Fraud Anomaly Model, a sophisticated technique utilized in fraud detection, plays a crucial role in identifying suspicious patterns and data points that may indicate fraudulent activity.
The model is specifically designed to learn from historical data and leverage that knowledge to spot potential fraud in real time.
As fraudulent activities continue to evolve and grow in complexity, traditional rule-based methods and manual reviews fall short of keeping up with new fraud trends.
This article delves into the significance of the Fraud Anomaly Model and explores how ML is employed to tackle the challenges posed by fraudulent activities.
Fraud, particularly in the context of chargebacks or potential chargebacks that result from unauthorized transactions, poses significant financial losses and security risks for businesses and individuals alike.
Traditional fraud prevention tools include rule-based systems, which offer flexibility for specific users or industries, and manual reviews by human analysts, which deliver high accuracy but lack scalability to handle large transaction volumes.
Additionally, fraud machine learning models, while scalable, often struggle to accurately detect new fraud patterns that have not been previously encountered (i.e., no historical chargebacks with similar patterns).
The Fraud Anomaly Model presents a solution to two major problems faced in fraud detection:
Anomaly models are based on the analysis of data points, aiming to identify patterns that deviate significantly from the norm. Each data point is assigned an anomaly score based on its dissimilarity from the rest of the data.
Higher anomaly scores indicate a higher likelihood of potential fraud, signaling the need for further investigation.
Exploratory Data Analysis (EDA) is an approach to visualizing, summarizing, and interpreting the information that is hidden in rows and column format. In this case, I’m taking my sample dataset and visualizing the results and the meaning of the results.
HIGHLIGHTS:
In some segments, fraud is more prevalent than in others, such as markets by Affiliate and Payment method.
During Exploratory Data Analysis (EDA), it is essential to observe the correlations, which become crucial factors for data scientists to adjust the algorithm.
For example, during the exploratory data analysis (EDA), I observed correlations among various features:
OrderTotalAmount and FlightProductCost
TotalNumberOfLegs, TotalNumberOfInboundSegments, and NumberOfStopOvers
TotalNumberOfPassengers and TotalNumberOfAdults
Additionally, the EDA delved into the numerical features to gain a better understanding of the dataset. Here are some examples:
Total Amount EUR (Payment) within Fraud (1) and Non-Fraud (0):
The highest value is approximately €25,000.
Median Order value for non-fraudulent transactions: €480
Median Order Value for fraudulent transactions: €780
Leadtime (Gap time from the purchase date to Flight departure date) within Fraud (1) and Non-Fraud (0):
The highest value is approximately 500 days, and the lowest value is 0 days.
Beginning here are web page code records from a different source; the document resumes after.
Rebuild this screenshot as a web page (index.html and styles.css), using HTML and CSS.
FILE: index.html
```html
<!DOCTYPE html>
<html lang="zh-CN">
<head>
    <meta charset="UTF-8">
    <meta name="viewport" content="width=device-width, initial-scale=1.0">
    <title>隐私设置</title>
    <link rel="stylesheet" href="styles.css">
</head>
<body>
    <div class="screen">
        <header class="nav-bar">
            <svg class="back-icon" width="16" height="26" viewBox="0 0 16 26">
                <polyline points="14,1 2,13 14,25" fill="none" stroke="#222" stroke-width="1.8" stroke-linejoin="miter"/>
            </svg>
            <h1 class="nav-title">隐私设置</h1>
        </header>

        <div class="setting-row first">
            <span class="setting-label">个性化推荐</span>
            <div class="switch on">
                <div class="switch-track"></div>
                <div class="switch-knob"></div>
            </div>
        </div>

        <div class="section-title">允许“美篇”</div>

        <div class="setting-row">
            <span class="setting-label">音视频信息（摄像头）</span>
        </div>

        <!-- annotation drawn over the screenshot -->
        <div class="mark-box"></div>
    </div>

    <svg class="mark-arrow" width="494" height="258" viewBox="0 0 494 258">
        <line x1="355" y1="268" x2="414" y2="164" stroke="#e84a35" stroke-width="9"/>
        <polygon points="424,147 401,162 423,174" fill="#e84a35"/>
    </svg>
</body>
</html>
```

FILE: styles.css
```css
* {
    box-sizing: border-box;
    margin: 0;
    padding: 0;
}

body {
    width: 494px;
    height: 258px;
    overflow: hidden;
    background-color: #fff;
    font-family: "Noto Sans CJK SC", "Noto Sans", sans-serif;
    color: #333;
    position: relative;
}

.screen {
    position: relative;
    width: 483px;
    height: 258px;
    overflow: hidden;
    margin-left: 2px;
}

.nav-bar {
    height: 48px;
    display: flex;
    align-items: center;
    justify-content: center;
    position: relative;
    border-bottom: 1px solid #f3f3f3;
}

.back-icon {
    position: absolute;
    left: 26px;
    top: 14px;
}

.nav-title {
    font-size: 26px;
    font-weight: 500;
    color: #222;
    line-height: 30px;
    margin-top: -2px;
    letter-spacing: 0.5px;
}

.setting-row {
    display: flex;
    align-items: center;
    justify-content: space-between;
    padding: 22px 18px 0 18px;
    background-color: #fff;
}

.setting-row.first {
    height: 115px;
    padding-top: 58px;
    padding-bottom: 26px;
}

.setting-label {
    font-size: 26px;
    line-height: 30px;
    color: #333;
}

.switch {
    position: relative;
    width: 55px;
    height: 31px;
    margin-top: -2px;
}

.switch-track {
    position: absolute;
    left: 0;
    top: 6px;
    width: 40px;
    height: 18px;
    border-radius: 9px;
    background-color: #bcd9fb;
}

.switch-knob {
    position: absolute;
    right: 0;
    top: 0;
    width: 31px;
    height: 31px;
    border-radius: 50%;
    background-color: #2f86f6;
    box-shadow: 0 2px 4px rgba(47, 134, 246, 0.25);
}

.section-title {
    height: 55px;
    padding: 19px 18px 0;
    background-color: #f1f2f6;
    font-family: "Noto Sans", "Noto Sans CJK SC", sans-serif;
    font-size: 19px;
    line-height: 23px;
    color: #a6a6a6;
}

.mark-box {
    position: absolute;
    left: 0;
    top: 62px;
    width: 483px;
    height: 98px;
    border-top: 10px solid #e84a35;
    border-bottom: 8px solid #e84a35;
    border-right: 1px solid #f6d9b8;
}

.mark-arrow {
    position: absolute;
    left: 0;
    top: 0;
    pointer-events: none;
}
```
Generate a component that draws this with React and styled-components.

Median lead time for non-fraudulent transactions: 30 days
Median lead time for fraudulent transactions: 8 days
By analyzing these correlations and numerical features, we can gain valuable insights into the dataset, which will aid in building an effective Fraud Anomaly Model.
It performs to define and refine our important features variable selection, that will be used in our model
The Isolation Forest algorithm is a popular choice for detecting anomalies in data. It creates a forest of decision trees, where each tree isolates a data point by randomly selecting a feature and generating split values.
There is the tendency that in a dataset will be EASIER to separate an abnormal point from the rest of the sample, compared to normal points.
In order to isolate a data point, the algorithm recursively generates partitions on the sample by randomly selecting a feature and then randomly selecting a split value for the feature, between the minimum and maximum values allowed for that attribute.
The model's performance is evaluated using recall and precision metrics. Recall measures the fraud coverage rate (i.e., the percentage of detected anomalies that are actual fraud cases). Precision, or model accuracy, assesses the ratio of true anomalies correctly identified by the model.
Some notes to fit the training process
Recall = True Positive / (True Positive + False Negative)= Anomaly and Fraud count / Total Fraud Count
Precision = True Positive / (True Positive + False Positive)=Anomaly and Fraud count / Total Anomaly Count
F1 Score = 2 * (Precision * Recall) / (Precision + Recall)
Compare with a Dummy Classifier Model: To establish a baseline for comparison, the model's performance is compared with that of a Dummy Classifier. The Dummy Classifier generates predictions based on the class distribution of the training data.
The Fraud Anomaly Model represents a powerful and scalable approach to combat the ever-evolving nature of fraudulent activities.
By harnessing the capabilities of machine learning, anomaly models can quickly detect fraud trends and identify new attack patterns that traditional rule-based systems and manual reviews might miss.
As fraud continues to pose a significant threat to businesses and consumers, the adoption of advanced fraud detection techniques like the Fraud Anomaly Model becomes increasingly vital in safeguarding financial interests and data security.